▼
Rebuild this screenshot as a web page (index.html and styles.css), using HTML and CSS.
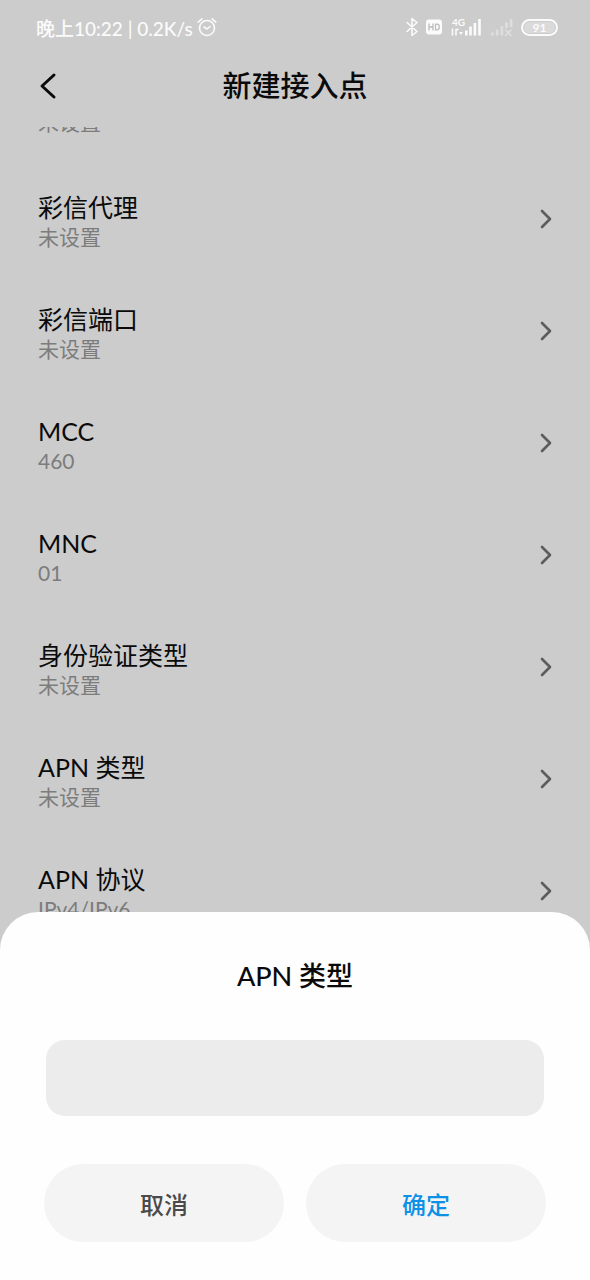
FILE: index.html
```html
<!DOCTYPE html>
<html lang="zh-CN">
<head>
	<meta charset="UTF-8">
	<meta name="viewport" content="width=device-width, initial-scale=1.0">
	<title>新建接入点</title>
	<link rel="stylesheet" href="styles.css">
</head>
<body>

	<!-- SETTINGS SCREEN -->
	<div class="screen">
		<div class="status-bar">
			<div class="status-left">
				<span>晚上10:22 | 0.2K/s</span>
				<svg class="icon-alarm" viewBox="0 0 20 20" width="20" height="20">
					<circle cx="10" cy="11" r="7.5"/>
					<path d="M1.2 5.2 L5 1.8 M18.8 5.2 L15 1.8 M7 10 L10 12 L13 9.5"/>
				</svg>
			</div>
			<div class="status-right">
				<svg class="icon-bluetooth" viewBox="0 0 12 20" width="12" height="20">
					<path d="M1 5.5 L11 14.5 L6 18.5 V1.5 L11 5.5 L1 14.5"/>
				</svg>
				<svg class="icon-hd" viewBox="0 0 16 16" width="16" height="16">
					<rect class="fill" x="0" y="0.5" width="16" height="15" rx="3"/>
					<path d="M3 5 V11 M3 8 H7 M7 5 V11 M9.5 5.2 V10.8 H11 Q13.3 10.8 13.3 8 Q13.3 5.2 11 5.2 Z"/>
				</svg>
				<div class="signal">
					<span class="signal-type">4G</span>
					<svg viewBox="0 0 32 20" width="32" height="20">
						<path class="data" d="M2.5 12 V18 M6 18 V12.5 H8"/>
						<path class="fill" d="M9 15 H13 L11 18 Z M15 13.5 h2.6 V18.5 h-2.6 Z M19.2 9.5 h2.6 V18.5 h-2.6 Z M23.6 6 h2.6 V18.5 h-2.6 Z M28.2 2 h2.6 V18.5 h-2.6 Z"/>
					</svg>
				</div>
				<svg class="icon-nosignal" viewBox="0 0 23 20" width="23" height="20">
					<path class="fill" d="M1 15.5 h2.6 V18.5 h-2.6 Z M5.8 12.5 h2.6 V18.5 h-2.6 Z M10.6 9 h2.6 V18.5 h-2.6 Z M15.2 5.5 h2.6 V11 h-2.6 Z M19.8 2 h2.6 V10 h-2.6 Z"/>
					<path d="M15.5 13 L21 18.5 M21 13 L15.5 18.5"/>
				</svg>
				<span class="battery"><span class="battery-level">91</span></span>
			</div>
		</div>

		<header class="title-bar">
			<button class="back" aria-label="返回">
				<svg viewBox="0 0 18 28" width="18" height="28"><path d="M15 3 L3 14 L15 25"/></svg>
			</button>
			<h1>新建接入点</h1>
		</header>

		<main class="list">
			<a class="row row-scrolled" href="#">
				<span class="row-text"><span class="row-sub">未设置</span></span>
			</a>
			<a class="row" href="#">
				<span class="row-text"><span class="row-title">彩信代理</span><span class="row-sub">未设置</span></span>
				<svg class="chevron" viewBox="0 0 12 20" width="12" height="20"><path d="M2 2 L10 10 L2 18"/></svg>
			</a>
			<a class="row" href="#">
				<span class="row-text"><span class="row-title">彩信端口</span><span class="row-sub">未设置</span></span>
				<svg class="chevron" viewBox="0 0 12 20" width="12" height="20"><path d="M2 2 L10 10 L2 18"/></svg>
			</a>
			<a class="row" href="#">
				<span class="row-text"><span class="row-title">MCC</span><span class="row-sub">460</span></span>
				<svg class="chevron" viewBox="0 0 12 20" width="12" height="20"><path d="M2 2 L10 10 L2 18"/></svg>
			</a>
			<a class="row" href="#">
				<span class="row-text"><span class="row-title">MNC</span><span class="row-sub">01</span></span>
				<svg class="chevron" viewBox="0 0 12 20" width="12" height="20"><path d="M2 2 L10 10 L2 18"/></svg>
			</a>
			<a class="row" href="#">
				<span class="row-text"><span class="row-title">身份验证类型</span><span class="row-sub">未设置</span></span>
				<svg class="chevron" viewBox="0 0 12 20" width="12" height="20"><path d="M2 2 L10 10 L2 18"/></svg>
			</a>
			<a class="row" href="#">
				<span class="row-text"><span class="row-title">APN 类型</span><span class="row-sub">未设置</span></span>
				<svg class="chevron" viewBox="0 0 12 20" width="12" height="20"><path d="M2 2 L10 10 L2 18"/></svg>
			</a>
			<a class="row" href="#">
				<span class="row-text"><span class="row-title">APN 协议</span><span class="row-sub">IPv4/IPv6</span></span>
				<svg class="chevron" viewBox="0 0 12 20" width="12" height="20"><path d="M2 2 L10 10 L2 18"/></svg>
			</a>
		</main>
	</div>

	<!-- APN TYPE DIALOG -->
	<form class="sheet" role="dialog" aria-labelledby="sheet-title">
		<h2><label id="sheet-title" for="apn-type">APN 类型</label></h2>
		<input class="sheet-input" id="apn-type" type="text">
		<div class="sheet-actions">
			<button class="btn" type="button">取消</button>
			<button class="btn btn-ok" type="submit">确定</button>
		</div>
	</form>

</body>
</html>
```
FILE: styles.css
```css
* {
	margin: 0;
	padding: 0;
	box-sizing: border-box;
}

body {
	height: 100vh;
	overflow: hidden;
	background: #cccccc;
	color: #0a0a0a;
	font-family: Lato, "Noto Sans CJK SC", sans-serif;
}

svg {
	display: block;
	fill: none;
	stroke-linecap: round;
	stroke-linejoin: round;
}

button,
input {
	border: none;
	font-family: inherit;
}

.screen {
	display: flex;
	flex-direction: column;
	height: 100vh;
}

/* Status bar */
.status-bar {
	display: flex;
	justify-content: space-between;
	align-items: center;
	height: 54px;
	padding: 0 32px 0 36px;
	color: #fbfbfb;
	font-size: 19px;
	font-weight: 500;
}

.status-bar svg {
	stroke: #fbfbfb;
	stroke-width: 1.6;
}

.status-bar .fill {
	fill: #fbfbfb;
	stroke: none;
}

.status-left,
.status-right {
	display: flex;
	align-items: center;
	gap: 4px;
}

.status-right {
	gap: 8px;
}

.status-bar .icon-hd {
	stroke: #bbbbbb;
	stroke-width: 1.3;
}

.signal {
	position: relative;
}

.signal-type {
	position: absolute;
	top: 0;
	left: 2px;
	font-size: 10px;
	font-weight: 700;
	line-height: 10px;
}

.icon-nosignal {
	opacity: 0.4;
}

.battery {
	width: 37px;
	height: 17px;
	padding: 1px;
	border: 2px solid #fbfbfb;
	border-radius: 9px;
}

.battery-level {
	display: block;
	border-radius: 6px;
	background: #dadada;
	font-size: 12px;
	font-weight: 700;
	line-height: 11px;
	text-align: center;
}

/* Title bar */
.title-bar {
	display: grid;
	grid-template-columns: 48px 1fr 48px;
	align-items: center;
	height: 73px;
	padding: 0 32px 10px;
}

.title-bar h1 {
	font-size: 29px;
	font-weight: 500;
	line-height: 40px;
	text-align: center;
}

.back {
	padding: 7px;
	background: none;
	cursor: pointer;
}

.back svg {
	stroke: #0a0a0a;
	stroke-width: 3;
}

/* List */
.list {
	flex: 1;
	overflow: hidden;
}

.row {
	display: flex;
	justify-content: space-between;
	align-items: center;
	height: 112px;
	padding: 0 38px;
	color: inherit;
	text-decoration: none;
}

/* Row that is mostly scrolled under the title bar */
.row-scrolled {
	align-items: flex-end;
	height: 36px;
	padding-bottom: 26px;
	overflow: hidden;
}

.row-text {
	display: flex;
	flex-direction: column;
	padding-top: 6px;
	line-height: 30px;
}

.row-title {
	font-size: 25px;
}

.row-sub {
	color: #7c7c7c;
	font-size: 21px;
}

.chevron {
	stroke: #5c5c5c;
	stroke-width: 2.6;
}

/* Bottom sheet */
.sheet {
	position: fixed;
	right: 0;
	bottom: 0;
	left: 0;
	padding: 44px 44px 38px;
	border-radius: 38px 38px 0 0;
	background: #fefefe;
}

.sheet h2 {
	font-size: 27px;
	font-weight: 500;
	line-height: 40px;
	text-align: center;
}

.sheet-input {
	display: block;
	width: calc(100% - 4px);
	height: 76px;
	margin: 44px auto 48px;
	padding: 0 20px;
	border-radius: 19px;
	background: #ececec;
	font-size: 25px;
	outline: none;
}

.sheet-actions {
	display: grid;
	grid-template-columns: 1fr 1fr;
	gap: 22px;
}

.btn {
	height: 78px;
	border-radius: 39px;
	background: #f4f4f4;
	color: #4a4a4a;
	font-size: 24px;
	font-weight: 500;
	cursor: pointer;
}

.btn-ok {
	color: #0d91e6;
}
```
▲
[EXERCISE INSTRUCTIONS]:
Give the count of lines that hold the word "index", with nothing added.

[EXERCISE SOLUTION]:
2